Aim
Find every line with the word "screenshot". Copy those lines.

(Front-end source files)
----
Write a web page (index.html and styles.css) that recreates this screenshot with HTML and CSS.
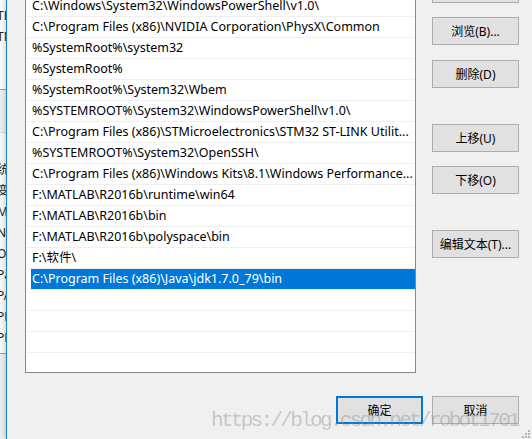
FILE: index.html
```html
<!DOCTYPE html>
<html lang="zh-CN">
<head>
    <meta charset="UTF-8">
    <title>编辑环境变量</title>
    <link rel="stylesheet" href="styles.css">
</head>
<body>

<div class="screen">
    <!-- window behind the dialog, only its right edge shows -->
    <div class="behind">
        <div class="behind-top">
            <div class="behind-line">TE</div>
            <div class="behind-line">TM</div>
        </div>
        <div class="behind-gap"></div>
        <div class="behind-list">
            <div class="behind-line">统</div>
            <div class="behind-line">变</div>
            <div class="behind-line">M</div>
            <div class="behind-line">N</div>
            <div class="behind-line">O</div>
            <div class="behind-line">Pa</div>
            <div class="behind-line">PA</div>
            <div class="behind-line">PF</div>
            <div class="behind-line">PF</div>
        </div>
        <div class="behind-gap"></div>
    </div>

    <div class="dialog">
        <div class="dialog-body">
            <div class="path-list">
                <div class="row">C:\Windows\System32\WindowsPowerShell\v1.0\</div>
                <div class="row">C:\Program Files (x86)\NVIDIA Corporation\PhysX\Common</div>
                <div class="row">%SystemRoot%\system32</div>
                <div class="row">%SystemRoot%</div>
                <div class="row">%SystemRoot%\System32\Wbem</div>
                <div class="row">%SYSTEMROOT%\System32\WindowsPowerShell\v1.0\</div>
                <div class="row">C:\Program Files (x86)\STMicroelectronics\STM32 ST-LINK Utilit...</div>
                <div class="row">%SYSTEMROOT%\System32\OpenSSH\</div>
                <div class="row">C:\Program Files (x86)\Windows Kits\8.1\Windows Performance...</div>
                <div class="row">F:\MATLAB\R2016b\runtime\win64</div>
                <div class="row">F:\MATLAB\R2016b\bin</div>
                <div class="row">F:\MATLAB\R2016b\polyspace\bin</div>
                <div class="row">F:\软件\</div>
                <div class="row is-selected">C:\Program Files (x86)\Java\jdk1.7.0_79\bin</div>
                <div class="row"></div>
                <div class="row"></div>
                <div class="row"></div>
                <div class="row"></div>
            </div>

            <div class="side-buttons">
                <button class="btn btn-edit">编辑(E)</button>
                <button class="btn btn-browse">浏览(B)...</button>
                <button class="btn btn-delete">删除(D)</button>
                <button class="btn btn-up">上移(U)</button>
                <button class="btn btn-down">下移(O)</button>
                <button class="btn btn-text">编辑文本(T)...</button>
            </div>
        </div>

        <div class="dialog-footer">
            <button class="btn btn-default">确定</button>
            <button class="btn">取消</button>
        </div>

        <div class="watermark">https://blog.csdn.net/robot1701</div>

        <svg class="grip" width="10" height="10" viewBox="0 0 10 10">
            <rect x="7" y="1" width="2" height="2"/>
            <rect x="4" y="4" width="2" height="2"/>
            <rect x="7" y="4" width="2" height="2"/>
            <rect x="1" y="7" width="2" height="2"/>
            <rect x="4" y="7" width="2" height="2"/>
            <rect x="7" y="7" width="2" height="2"/>
        </svg>
    </div>
</div>

</body>
</html>
```

FILE: styles.css
```css
html, body {
    margin: 0;
    padding: 0;
}

body {
    font-family: "Noto Sans", "Noto Sans CJK SC", sans-serif;
    font-size: 12px;
    color: #000;
    background-color: #f0f0f0;
}

.screen {
    display: flex;
    width: 532px;
    height: 439px;
    overflow: hidden;
}

/* window behind */
.behind {
    width: 6px;
    flex-shrink: 0;
    display: flex;
    flex-direction: column;
    overflow: hidden;
    background-color: #e9e9e9;
}
.behind-top {
    height: 90px;
    padding-top: 5px;
    box-sizing: border-box;
    background-color: #fafafa;
    border-bottom: 1px solid #a0a0a0;
}
.behind-gap {
    height: 42px;
    background-color: #ececec;
}
.behind-list {
    height: 222px;
    padding-top: 26px;
    box-sizing: border-box;
    background-color: #f7f7f7;
    border-top: 1px solid #d5d5d5;
    border-bottom: 1px solid #a0a0a0;
}
.behind-list + .behind-gap {
    flex: 1;
}
.behind-line {
    height: 21px;
    line-height: 21px;
    white-space: nowrap;
    text-indent: -3px;
    color: #222;
}

/* dialog */
.dialog {
    flex: 1;
    position: relative;
    display: flex;
    flex-direction: column;
    border-left: 1px solid #1883d7;
    background-color: #f0f0f0;
    box-shadow: -2px 0 3px rgba(0,0,0,0.12);
}

.dialog-body {
    display: flex;
    align-items: flex-start;
    padding-left: 18px;
}

.path-list {
    width: 391px;
    height: 378px;
    margin-top: -5px;
    box-sizing: border-box;
    padding-left: 1px;
    border: 1px solid #828790;
    background-color: #fff;
    overflow: hidden;
}

.row {
    height: 20px;
    line-height: 20px;
    padding: 0 2px 0 5px;
    font-size: 12.5px;
    border-bottom: 1px solid #f0f0f0;
    white-space: nowrap;
    overflow: hidden;
}
.row.is-selected {
    background: linear-gradient(to right, transparent 4px, #0078d7 4px);
    color: #fff;
}

.side-buttons {
    display: flex;
    flex-direction: column;
    margin-left: 16px;
}

.btn {
    width: 87px;
    height: 28px;
    padding: 0;
    box-sizing: border-box;
    font-family: inherit;
    font-size: 12px;
    color: #000;
    background-color: #e1e1e1;
    border: 1px solid #adadad;
    border-radius: 0;
}
.btn-edit { margin-top: -25px; }
.btn-browse { margin-top: 14px; }
.btn-delete { margin-top: 15px; }
.btn-up { margin-top: 36px; }
.btn-down { margin-top: 14px; }
.btn-text { margin-top: 36px; }

.dialog-footer {
    display: flex;
    justify-content: flex-end;
    gap: 9px;
    margin-top: 23px;
    padding-right: 13px;
}
.btn-default {
    border: 2px solid #0078d7;
}

.watermark {
    position: absolute;
    left: 204px;
    top: 410px;
    font-family: "Liberation Mono", monospace;
    font-size: 21px;
    line-height: 21px;
    letter-spacing: -2.7px;
    color: rgba(140, 140, 140, 0.42);
    white-space: nowrap;
    pointer-events: none;
}

.grip {
    position: absolute;
    right: 1px;
    bottom: 0;
    fill: #b4b4b4;
}
```
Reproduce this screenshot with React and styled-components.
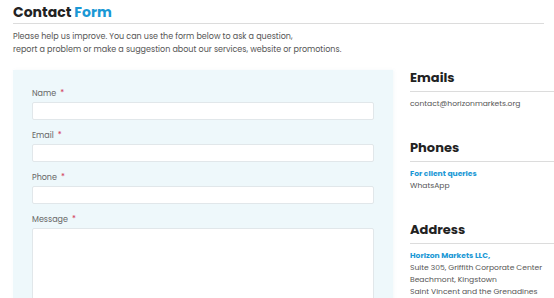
import React from "react";
import styled, { createGlobalStyle } from "styled-components";

const Global = createGlobalStyle`
  html, body { margin: 0; padding: 0; background: #fff; overflow: hidden; }
  body { font-family: "Poppins", "Inter", "Noto Sans", sans-serif; color: #555; }
  * { box-sizing: border-box; }
`;

const BLUE = "#1a98d5";

const Page = styled.div`
  width: 554px;
  height: 298px;
  padding: 4px 0 0 13px;
  overflow: hidden;
`;

const Header = styled.div`
  margin-right: 10px;
  border-bottom: 1px solid #dcdcdc;
  padding-bottom: 3px;
`;

const Title = styled.h1`
  margin: 0;
  font-size: 14px;
  line-height: 16px;
  font-weight: 700;
  color: #222;
`;

const Accent = styled.span`
  color: ${BLUE};
`;

const Intro = styled.p`
  margin: 6px 0 0;
  font-size: 8px;
  line-height: 13px;
  color: #555;
`;

const Columns = styled.div`
  display: flex;
  gap: 17px;
  margin-top: 14px;
`;

const FormPanel = styled.form`
  flex: 0 0 380px;
  height: 240px;
  background: #eef8fb;
  box-shadow: 1px 0 3px rgba(120, 160, 180, 0.08);
  padding: 18px 19px 0;
  display: flex;
  flex-direction: column;
  gap: 10px;
`;

const Field = styled.div`
  display: flex;
  flex-direction: column;
  gap: 2px;
`;

const Label = styled.label`
  font-size: 8px;
  line-height: 12px;
  color: #666;
`;

const Req = styled.span`
  color: #d23a5c;
  margin-left: 4px;
`;

const Input = styled.input`
  height: 18px;
  width: 100%;
  border: 1px solid #e1e7ea;
  border-radius: 2px;
  background: #fff;
  outline: none;
`;

const TextArea = styled.textarea`
  height: 90px;
  width: 100%;
  border: 1px solid #e1e7ea;
  border-radius: 2px;
  background: #fff;
  resize: none;
  outline: none;
`;

const Side = styled.aside`
  flex: 0 0 170px;
  display: flex;
  flex-direction: column;
  gap: 30px;
`;

const Section = styled.section``;

const SectionTitle = styled.h2`
  margin: 0;
  font-size: 13px;
  line-height: 16px;
  font-weight: 700;
  color: #222;
  padding-bottom: 4.5px;
  border-bottom: 1px solid #dcdcdc;
`;

const Body = styled.div`
  margin-top: 6.5px;
  font-size: 7.6px;
  line-height: 12px;
  color: #555;
`;

const Strong = styled.div`
  color: ${BLUE};
  font-weight: 700;
`;

const Line = styled.div``;

const fields = [
  { label: "Name", type: "text" },
  { label: "Email", type: "email" },
  { label: "Phone", type: "tel" },
];

export default function App() {
  return (
    <>
      <Global />
      <Page>
        <Header>
          <Title>
            Contact <Accent>Form</Accent>
          </Title>
        </Header>
        <Intro>
          Please help us improve. You can use the form below to ask a question,
          <br />
          report a problem or make a suggestion about our services, website or promotions.
        </Intro>
        <Columns>
          <FormPanel onSubmit={(e) => e.preventDefault()}>
            {fields.map((f) => (
              <Field key={f.label}>
                <Label>
                  {f.label}
                  <Req>*</Req>
                </Label>
                <Input type={f.type} />
              </Field>
            ))}
            <Field>
              <Label>
                Message
                <Req>*</Req>
              </Label>
              <TextArea />
            </Field>
          </FormPanel>
          <Side>
            <Section>
              <SectionTitle>Emails</SectionTitle>
              <Body>
                <Line>contact@horizonmarkets.org</Line>
              </Body>
            </Section>
            <Section>
              <SectionTitle>Phones</SectionTitle>
              <Body>
                <Strong>For client queries</Strong>
                <Line>WhatsApp</Line>
              </Body>
            </Section>
            <Section>
              <SectionTitle>Address</SectionTitle>
              <Body>
                <Strong>Horizon Markets LLC,</Strong>
                <Line>Suite 305, Griffith Corporate Center</Line>
                <Line>Beachmont, Kingstown</Line>
                <Line>Saint Vincent and the Grenadines</Line>
              </Body>
            </Section>
          </Side>
        </Columns>
      </Page>
    </>
  );
}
----
The reply
Write a web page (index.html and styles.css) that recreates this screenshot with HTML and CSS.
Reproduce this screenshot with React and styled-components.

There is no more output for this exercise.